Chickpea, Asparagus And Corn Saute' - cooking recipe

Ingredients
    1 tablespoon extra virgin olive oil
    3 garlic cloves, minced
    1 1/2 cups fresh corn kernels (or thawed frozen)
    1 lb fresh asparagus, trimmed and cut into 1 1/2 inch pieces
    1 (11 1/2 ounce) can chickpeas, rinsed and drained
    1 cup cherry tomatoes, halved
    1/2 small red onion, finely chopped
    1/2 cup fresh basil, thinly sliced
    1/2 teaspoon salt
    1/4 teaspoon fresh ground pepper
Preparation
    Heat the oil in a large nonstick skillet over nedium-high heat.

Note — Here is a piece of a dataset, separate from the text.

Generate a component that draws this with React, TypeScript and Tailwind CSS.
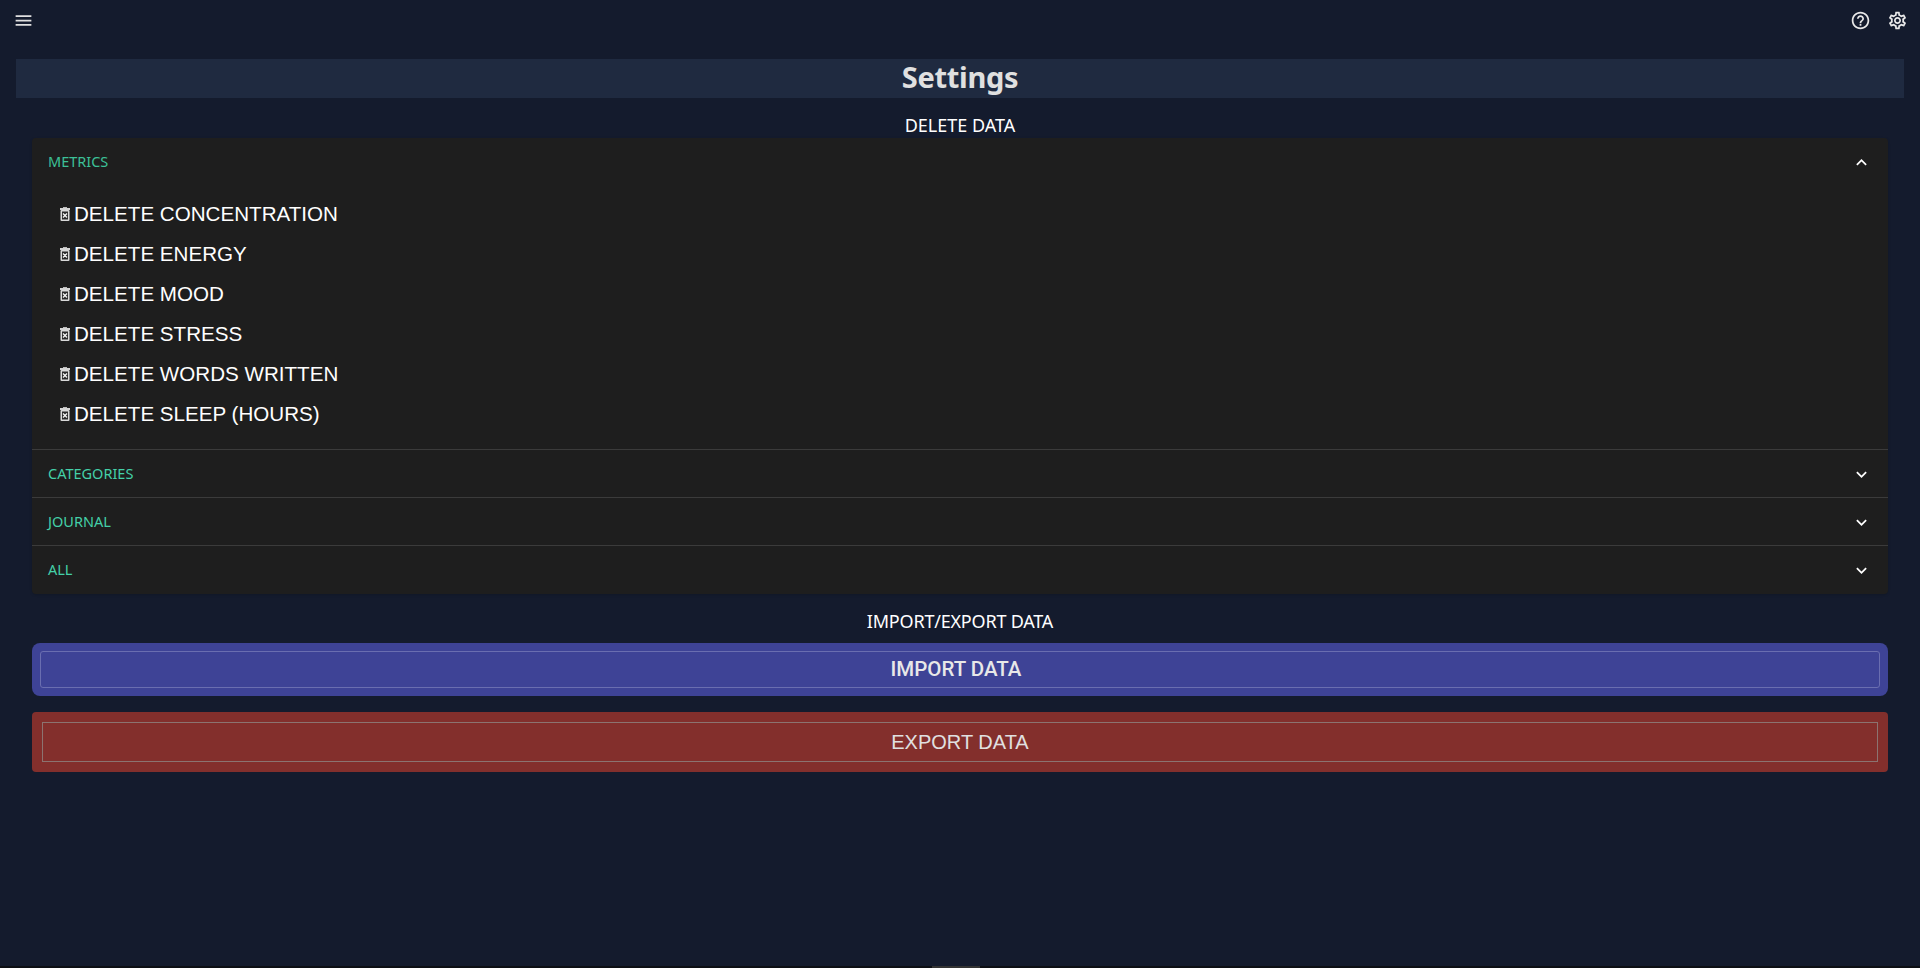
import React from 'react';
import { MdExpandLess, MdExpandMore, MdHelpOutline, MdMenu, MdOutlineSettings } from 'react-icons/md';

const metrics = ['CONCENTRATION', 'ENERGY', 'MOOD', 'STRESS', 'WORDS WRITTEN', 'SLEEP (HOURS)'];

const TrashIcon = () => (
    <svg width="10" height="14" viewBox="0 0 10 14" className="shrink-0">
        <rect x="3" y="0" width="4" height="1" fill="#bdbdbd" />
        <rect x="0" y="1" width="10" height="2" fill="#d6d6d6" />
        <rect x="0.5" y="3" width="9" height="11" rx="1" fill="#d9d9d9" />
        <rect x="2" y="4.5" width="6" height="8" fill="#2a2a2a" />
        <path d="M3 6.5l4 4M7 6.5l-4 4" stroke="#f2f2f2" strokeWidth="1.4" />
    </svg>
);

const AccordionRow = ({ label }: { label: string }) => (
    <div className="flex h-12 items-center justify-between border-t border-[#3b3b3b] pl-4 pr-4 pt-px">
        <span className="text-[14.5px] text-[#44d0a8]">{label}</span>
        <MdExpandMore size={21} className="text-white" />
    </div>
);

export default function App() {
    return (
        <div className="flex h-[968px] flex-col overflow-hidden bg-[#141b2d] font-['Noto_Sans',sans-serif] text-white">
            {/* TOP BAR */}
            <div className="flex h-[41px] items-center justify-between pl-[13px] pr-[12px]">
                <MdMenu size={21} className="text-[#e0e0e0]" />
                <div className="flex items-center gap-4">
                    <MdHelpOutline size={21} className="text-[#e8e8e8]" />
                    <MdOutlineSettings size={21} className="text-[#e8e8e8]" />
                </div>
            </div>

            <div className="flex-1 px-4 pt-[18px]">
                <h1 className="flex h-[39px] items-center justify-center bg-[#1f2a40] pb-[4px] text-[29px] font-bold tracking-[-0.3px] text-[#e0e0e0]">
                    Settings
                </h1>

                <div className="px-4">
                    <h2 className="flex h-[40px] items-center justify-center pt-[14px] text-[18px] text-white">
                        DELETE DATA
                    </h2>

                    {/* ACCORDION */}
                    <div className="rounded-[4px] bg-[#1e1e1e] pb-px shadow-sm">
                        <div className="flex h-12 items-center justify-between pl-4 pr-4">
                            <span className="pb-px text-[14.5px] text-[#3cc097]">METRICS</span>
                            <MdExpandLess size={21} className="text-white" />
                        </div>
                        <div className="flex h-[263px] flex-col pl-7 pt-[8px] font-['Liberation_Sans',sans-serif]">
                            {metrics.map((metric) => (
                                <div key={metric} className="flex h-10 items-center text-[20.6px] text-white">
                                    <TrashIcon />
                                    <span className="ml-[4px]">DELETE {metric}</span>
                                </div>
                            ))}
                        </div>
                        <AccordionRow label="CATEGORIES" />
                        <AccordionRow label="JOURNAL" />
                        <AccordionRow label="ALL" />
                    </div>

                    <h2 className="flex h-[49px] items-center justify-center pt-[6px] text-[18px] tracking-[-0.2px] text-white">
                        IMPORT/EXPORT DATA
                    </h2>

                    {/* BUTTONS */}
                    <div className="rounded-lg bg-[#3e4396] p-2">
                        <div className="flex h-[37px] items-center justify-center rounded-[3px] border border-[#6a6eb0] pr-[8px] font-['Roboto',sans-serif] text-[20.5px] font-medium text-[#e8e8e8]">
                            IMPORT DATA
                        </div>
                    </div>
                    <div className="mt-4 rounded-[4px] bg-[#832f2c] p-[10px]">
                        <div className="flex h-10 items-center justify-center border border-[#8c7370] font-['Liberation_Sans',sans-serif] text-[20px] text-[#e0e0e0]">
                            EXPORT DATA
                        </div>
                    </div>
                </div>
            </div>

            {/* BOTTOM EDGE */}
            <div className="flex h-[2px] justify-center bg-[#0d0f14]">
                <div className="ml-[-8px] w-12 bg-[#333333]" />
            </div>
        </div>
    );
}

    Add the garlic and cook, stirring constantly until fragrant, about 30 seconds.
    Add the corn and cook, stirring occasionally, until lightly browned, about 2 minutes.
    Add the asparagus and cook, stiring occasionally, until bright green, about 3 minutes.

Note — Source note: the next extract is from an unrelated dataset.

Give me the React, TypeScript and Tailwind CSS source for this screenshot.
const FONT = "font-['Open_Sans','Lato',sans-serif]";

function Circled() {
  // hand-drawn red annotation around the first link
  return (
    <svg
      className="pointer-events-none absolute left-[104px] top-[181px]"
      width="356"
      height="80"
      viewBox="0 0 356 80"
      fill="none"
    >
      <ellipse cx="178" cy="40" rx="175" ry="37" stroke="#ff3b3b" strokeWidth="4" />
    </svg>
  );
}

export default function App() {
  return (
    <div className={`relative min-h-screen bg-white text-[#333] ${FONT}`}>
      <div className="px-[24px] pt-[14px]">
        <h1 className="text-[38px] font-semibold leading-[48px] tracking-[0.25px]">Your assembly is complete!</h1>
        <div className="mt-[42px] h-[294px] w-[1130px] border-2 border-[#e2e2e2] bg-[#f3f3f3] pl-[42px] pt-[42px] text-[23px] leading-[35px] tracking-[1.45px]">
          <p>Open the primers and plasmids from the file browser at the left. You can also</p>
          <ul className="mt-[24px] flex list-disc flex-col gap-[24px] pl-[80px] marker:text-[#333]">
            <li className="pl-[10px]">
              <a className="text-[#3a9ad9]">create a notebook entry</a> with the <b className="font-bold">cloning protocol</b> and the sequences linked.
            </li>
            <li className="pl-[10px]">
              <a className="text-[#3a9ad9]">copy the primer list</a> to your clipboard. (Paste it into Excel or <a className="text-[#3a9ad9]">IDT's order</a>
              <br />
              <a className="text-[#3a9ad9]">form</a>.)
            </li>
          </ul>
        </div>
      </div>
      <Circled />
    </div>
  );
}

    Add the chickpeas and cook, stirring occasionally, until asparagus are tender, about 2 minutes.
    Remove the skillet from the heat; stir in the tomatoes, onion, basil, salt and pepper.
    Serve right away or at room temperature.
    NOTE:
    1) I add the onions right after the garlic and saute' for about 5 minutes.
    2) I parboil the asparagus for 3 minutes prior to adding.
    3) I add the tomatoes at the very end once heat is turned off -- they stay plumper that way.